Justin Soares shares the latest on the new wave of sustainable living in Corvallis, Oregon.

| October/November 2002

Find out more about sustainable living in Corvallis, Oregon.

If you want to escape "sagebrush subdivisions, coastal condomania and the ravenous rampages of suburbia," as former Oregon Governor Tom McCall so eloquently described urban sprawl in 1973, consider trying sustainable living in Corvallis, Oregon.

Nearly 30 years ago the State of Oregon established the Land Conservation Development Commission to help preserve farmland and forests around the cities, and to establish urban growth boundaries to stymie sprawl.

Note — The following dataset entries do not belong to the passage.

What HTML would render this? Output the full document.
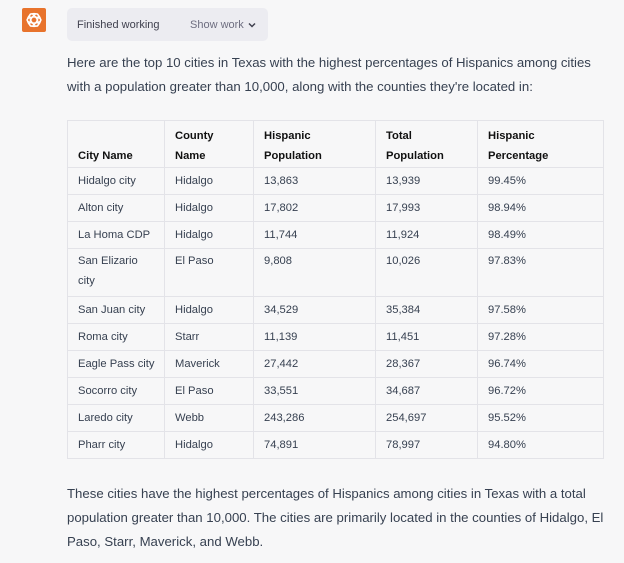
<!DOCTYPE html>
<html><head><style>
body{margin:0;width:624px;height:563px;background:#f7f7f8;font-family:"Liberation Sans",sans-serif;color:#374151;overflow:hidden;position:relative}
.logo{position:absolute;left:22px;top:8px;width:24px;height:24px;background:#e8732c;border-radius:2px}
.fw{position:absolute;left:67px;top:8px;width:201px;height:33px;background:#ececf1;border-radius:5px;font-size:11px;color:#40414f}
.fw .a{position:absolute;left:10px;top:11px}
.fw .b{position:absolute;left:123px;top:11px;color:#6e6e80}
.p{position:absolute;left:67px;font-size:13.2px;line-height:24px;color:#374151;width:540px}
table{position:absolute;left:67px;top:120px;border-collapse:collapse;table-layout:fixed;font-size:11.2px;width:536px;background:#f7f7f8}
td,th{border:1px solid #e3e3e8;padding:0 10px;text-align:left;line-height:20px;vertical-align:middle;white-space:nowrap;overflow:hidden}
th{color:#111;font-weight:bold;height:45px;vertical-align:bottom;padding-bottom:1px}
td{height:26px}
.s td{height:45px;vertical-align:top;padding-top:2px}
</style></head><body>
<div class="logo"><svg width="24" height="24" viewBox="0 0 24 24" fill="none" stroke="#fff" stroke-width="1.3"><circle cx="12" cy="12" r="6.5"/><ellipse cx="12" cy="12" rx="7" ry="3" transform="rotate(60 12 12)"/><ellipse cx="12" cy="12" rx="7" ry="3" transform="rotate(-60 12 12)"/><ellipse cx="12" cy="12" rx="7" ry="3"/></svg></div>
<div class="fw"><span class="a">Finished working</span><span class="b">Show work</span><svg style="position:absolute;left:180px;top:12px" width="10" height="10" viewBox="0 0 10 10"><path d="M2 3.5L5 6.5L8 3.5" stroke="#40414f" stroke-width="1.5" fill="none"/></svg></div>
<div class="p" style="top:51px">Here are the top 10 cities in Texas with the highest percentages of Hispanics among cities with a population greater than 10,000, along with the counties they're located in:</div>
<table>
<colgroup><col style="width:97px"><col style="width:89px"><col style="width:122px"><col style="width:102px"><col style="width:126px"></colgroup>
<tr><th>City Name</th><th>County<br>Name</th><th>Hispanic<br>Population</th><th>Total<br>Population</th><th>Hispanic<br>Percentage</th></tr>
<tr><td>Hidalgo city</td><td>Hidalgo</td><td>13,863</td><td>13,939</td><td>99.45%</td></tr>
<tr><td>Alton city</td><td>Hidalgo</td><td>17,802</td><td>17,993</td><td>98.94%</td></tr>
<tr><td>La Homa CDP</td><td>Hidalgo</td><td>11,744</td><td>11,924</td><td>98.49%</td></tr>
<tr class="s"><td>San Elizario<br>city</td><td>El Paso</td><td>9,808</td><td>10,026</td><td>97.83%</td></tr>
<tr><td>San Juan city</td><td>Hidalgo</td><td>34,529</td><td>35,384</td><td>97.58%</td></tr>
<tr><td>Roma city</td><td>Starr</td><td>11,139</td><td>11,451</td><td>97.28%</td></tr>
<tr><td>Eagle Pass city</td><td>Maverick</td><td>27,442</td><td>28,367</td><td>96.74%</td></tr>
<tr><td>Socorro city</td><td>El Paso</td><td>33,551</td><td>34,687</td><td>96.72%</td></tr>
<tr><td>Laredo city</td><td>Webb</td><td>243,286</td><td>254,697</td><td>95.52%</td></tr>
<tr><td>Pharr city</td><td>Hidalgo</td><td>74,891</td><td>78,997</td><td>94.80%</td></tr>
</table>
<div class="p" style="top:482px">These cities have the highest percentages of Hispanics among cities in Texas with a total population greater than 10,000. The cities are primarily located in the counties of Hidalgo, El Paso, Starr, Maverick, and Webb.</div>
</body></html>
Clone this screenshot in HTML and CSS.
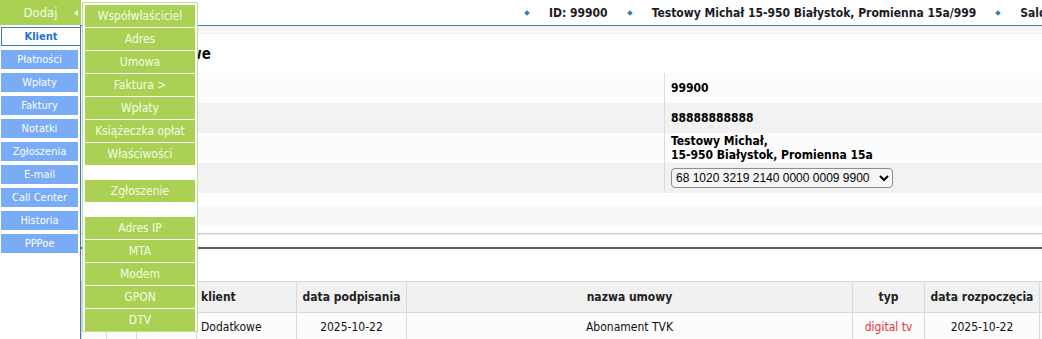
FILE: index.html
```html
<!DOCTYPE html>
<html lang="pl">
<head>
    <meta charset="UTF-8">
    <meta name="viewport" content="width=device-width, initial-scale=1.0">
    <title>Klient 99900</title>
    <link rel="stylesheet" href="styles.css">
</head>
<body>
    <!-- Lewe menu -->
    <div class="sidebar">
        <div class="add-bar">Dodaj<span class="arrow"></span></div>
        <div class="tabs">
            <div class="tab active">Klient</div>
            <div class="tab">Płatności</div>
            <div class="tab">Wpłaty</div>
            <div class="tab">Faktury</div>
            <div class="tab">Notatki</div>
            <div class="tab">Zgłoszenia</div>
            <div class="tab">E-mail</div>
            <div class="tab">Call Center</div>
            <div class="tab">Historia</div>
            <div class="tab">PPPoe</div>
        </div>
    </div>

    <!-- Rozwinięte menu "Dodaj" -->
    <div class="add-menu">
        <div class="menu-item">Współwłaściciel</div>
        <div class="menu-item">Adres</div>
        <div class="menu-item">Umowa</div>
        <div class="menu-item">Faktura &gt;</div>
        <div class="menu-item">Wpłaty</div>
        <div class="menu-item">Książeczka opłat</div>
        <div class="menu-item">Właściwości</div>
        <div class="menu-sep"></div>
        <div class="menu-item">Zgłoszenie</div>
        <div class="menu-sep"></div>
        <div class="menu-item">Adres IP</div>
        <div class="menu-item">MTA</div>
        <div class="menu-item">Modem</div>
        <div class="menu-item">GPON</div>
        <div class="menu-item">DTV</div>
    </div>

    <div class="main">
        <!-- Pasek z danymi klienta -->
        <div class="topbar">
            <span class="dot"></span><span>ID: 99900</span>
            <span class="dot"></span><span>Testowy Michał 15-950 Białystok, Promienna 15a/999</span>
            <span class="dot"></span><span>Saldo</span>
        </div>
        <div class="strip"></div>

        <h2 class="title">Dane osobowe</h2>

        <table class="info">
            <tr>
                <td class="label"></td>
                <td class="value">99900</td>
            </tr>
            <tr>
                <td class="label"></td>
                <td class="value">88888888888</td>
            </tr>
            <tr>
                <td class="label"></td>
                <td class="value">Testowy Michał,<br>15-950 Białystok, Promienna 15a</td>
            </tr>
            <tr>
                <td class="label"></td>
                <td class="value">
                    <select class="account">
                        <option>68 1020 3219 2140 0000 0009 9900</option>
                    </select>
                </td>
            </tr>
        </table>

        <div class="extra">
            <div class="extra-row"></div>
        </div>
        <div class="divider"></div>

        <!-- Umowy -->
        <table class="contracts">
            <colgroup>
                <col style="width: 25px">
                <col style="width: 30px">
                <col style="width: 60px">
                <col style="width: 100px">
                <col style="width: 110px">
                <col style="width: 446px">
                <col style="width: 72px">
                <col style="width: 115px">
                <col style="width: 100px">
            </colgroup>
            <tr>
                <th></th>
                <th></th>
                <th></th>
                <th class="left">klient</th>
                <th>data podpisania</th>
                <th>nazwa umowy</th>
                <th>typ</th>
                <th>data rozpoczęcia</th>
                <th></th>
            </tr>
            <tr>
                <td></td>
                <td></td>
                <td></td>
                <td class="left">Dodatkowe</td>
                <td>2025-10-22</td>
                <td>Abonament TVK</td>
                <td class="red">digital tv</td>
                <td>2025-10-22</td>
                <td></td>
            </tr>
        </table>
    </div>
</body>
</html>
```

FILE: styles.css
```css
body {
    margin: 0;
    font-family: "DejaVu Sans Condensed", "DejaVu Sans", sans-serif;
    font-size: 12px;
    color: #111;
    background-color: #fff;
    display: flex;
    overflow: hidden;
    height: 339px;
}

/* Lewe menu */
.sidebar {
    width: 81px;
    flex-shrink: 0;
    display: flex;
    flex-direction: column;
}

.add-bar {
    height: 25px;
    background-color: #aad153;
    color: #f6fbe6;
    font-size: 13px;
    display: flex;
    align-items: center;
    justify-content: center;
    position: relative;
}

.add-bar .arrow {
    position: absolute;
    right: 3px;
    top: 10px;
    width: 0;
    height: 0;
    border-top: 3px solid transparent;
    border-bottom: 3px solid transparent;
    border-right: 4px solid #fff;
}

.tabs {
    flex: 1;
    border-right: 1px solid #3a7bbd;
    padding-top: 2px;
    display: flex;
    flex-direction: column;
    gap: 4px;
}

.tab {
    height: 19px;
    margin: 0 2px 0 1px;
    background-color: #7aabf7;
    color: #fff;
    font-size: 11px;
    display: flex;
    align-items: center;
    justify-content: center;
}

.tab.active {
    height: 17px;
    margin-right: 0;
    background-color: #fff;
    border: 1px solid #3a7bbd;
    border-right: none;
    color: #1f6fdc;
    font-weight: bold;
}

/* Menu "Dodaj" */
.add-menu {
    position: absolute;
    left: 82px;
    top: 2px;
    width: 110px;
    padding: 2px 2px 0 2px;
    background-color: #fff;
    border: 1px solid #c2de8c;
    display: flex;
    flex-direction: column;
    gap: 1px;
}

.menu-item {
    height: 22px;
    background-color: #aad153;
    color: #f6fbe6;
    display: flex;
    align-items: center;
    justify-content: center;
}

.menu-sep {
    height: 13px;
}

/* Część główna */
.main {
    flex: 1;
    min-width: 0;
    overflow: hidden;
}

.topbar {
    height: 25px;
    border-bottom: 1px solid #3d7ea6;
    display: flex;
    align-items: center;
    padding-left: 444px;
    font-weight: bold;
    white-space: nowrap;
    color: #1b1b24;
}

.topbar .dot {
    width: 4px;
    height: 4px;
    background-color: #3d7ea6;
    transform: rotate(45deg);
    margin: 0 20px;
    flex-shrink: 0;
}

.topbar .dot:first-child {
    margin-left: 0;
}

.strip {
    height: 7px;
    background: linear-gradient(#f2f2f2, #f8f8f8);
    border-bottom: 1px solid #efefef;
}

.title {
    margin: 0;
    height: 39px;
    padding-left: 19px;
    font-size: 15px;
    display: flex;
    align-items: center;
}

/* Tabela danych */
.info {
    width: 100%;
    border-collapse: collapse;
}

.info tr {
    height: 30px;
    background-color: #fcfcfc;
}

.info tr:nth-child(even) {
    background-color: #f2f2f2;
}

.info .label {
    width: 574px;
    padding-left: 8px;
}

.info .value {
    border-left: 1px solid #dcdcdc;
    padding: 0 6px;
    font-weight: bold;
    line-height: 14px;
    color: #000;
}

.account {
    width: 222px;
    height: 20px;
    font-family: "Liberation Sans", Arial, sans-serif;
    font-size: 12px;
    border: 1px solid #8d8d8d;
    border-radius: 4px;
    background-color: #f6f6f6;
    color: #000;
}

.extra {
    padding: 13px 0 7px 0;
    border-bottom: 1px solid #c8c8c8;
    box-shadow: 0 1px 2px rgba(0, 0, 0, 0.1);
}

.extra-row {
    height: 20px;
    background-color: #f8f8f8;
}

.divider {
    margin-top: 13px;
    border-top: 2px solid #5e5e5e;
}

/* Tabela umów */
.contracts {
    margin-top: 32px;
    width: 1058px;
    table-layout: fixed;
    border-collapse: collapse;
}

.contracts th,
.contracts td {
    border: 1px solid #dadada;
    text-align: center;
    white-space: nowrap;
    overflow: hidden;
}

.contracts th {
    height: 28px;
    background-color: #f1f1f1;
    color: #222;
}

.contracts td {
    height: 26px;
    background-color: #fcfcfc;
}

.contracts .left {
    text-align: left;
    padding-left: 4px;
}

.contracts .red {
    color: #e8323a;
}
```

This progressive planning program has been a smash success, and Corvallis is a prime example.

Bordered to the west by the green hills of the Oregon Coast Range, and to the east by the banks of the Willamette River, nestled beneath Oregon white oaks and towering Douglas firs, and serenaded by the ethereal song of the Swainson's thrush, the cozy city of Corvallis remains true to its Latin namesake: heart of the valley.



The Community of Corvallis is best described as close-knit and progressive. Weathering the long winter months of minnow-breath rain seems to strengthen the feeling of community in this town of 50,000, making it feel more like a village of 500. A cornucopia of sustainability exists in this quaint town: A thriving organic farming community, stable downtown commerce, a state-of-the-art landfill and recycling facility, and a growing alternative transportation movement are surrounded by verdant open-space. But don't expect to establish your hermitage on these green acres. They've largely been set aside as commons for all to enjoy. Instead, you can be a country mouse in the city, and practice urban homesteading. With its environmental ethic, city living in Corvallis makes for easy living.

The downtown district, reminiscent of cozy New England village centers, is a haven for local businesses and an important component in keeping the community connected. On any given day, you'll find both rural and urban dwellers gathering together at the many coffee shops, bookstores and restaurants of downtown Corvallis. Grass Roots bookstore, a local cornerstone, just celebrated three decades of business. The Beanery, a coffee house, is another popular spot where folks gather for their jolt of java (misty winter days support a brisk business), hear musicians or watch the local belly dancing troupe perform.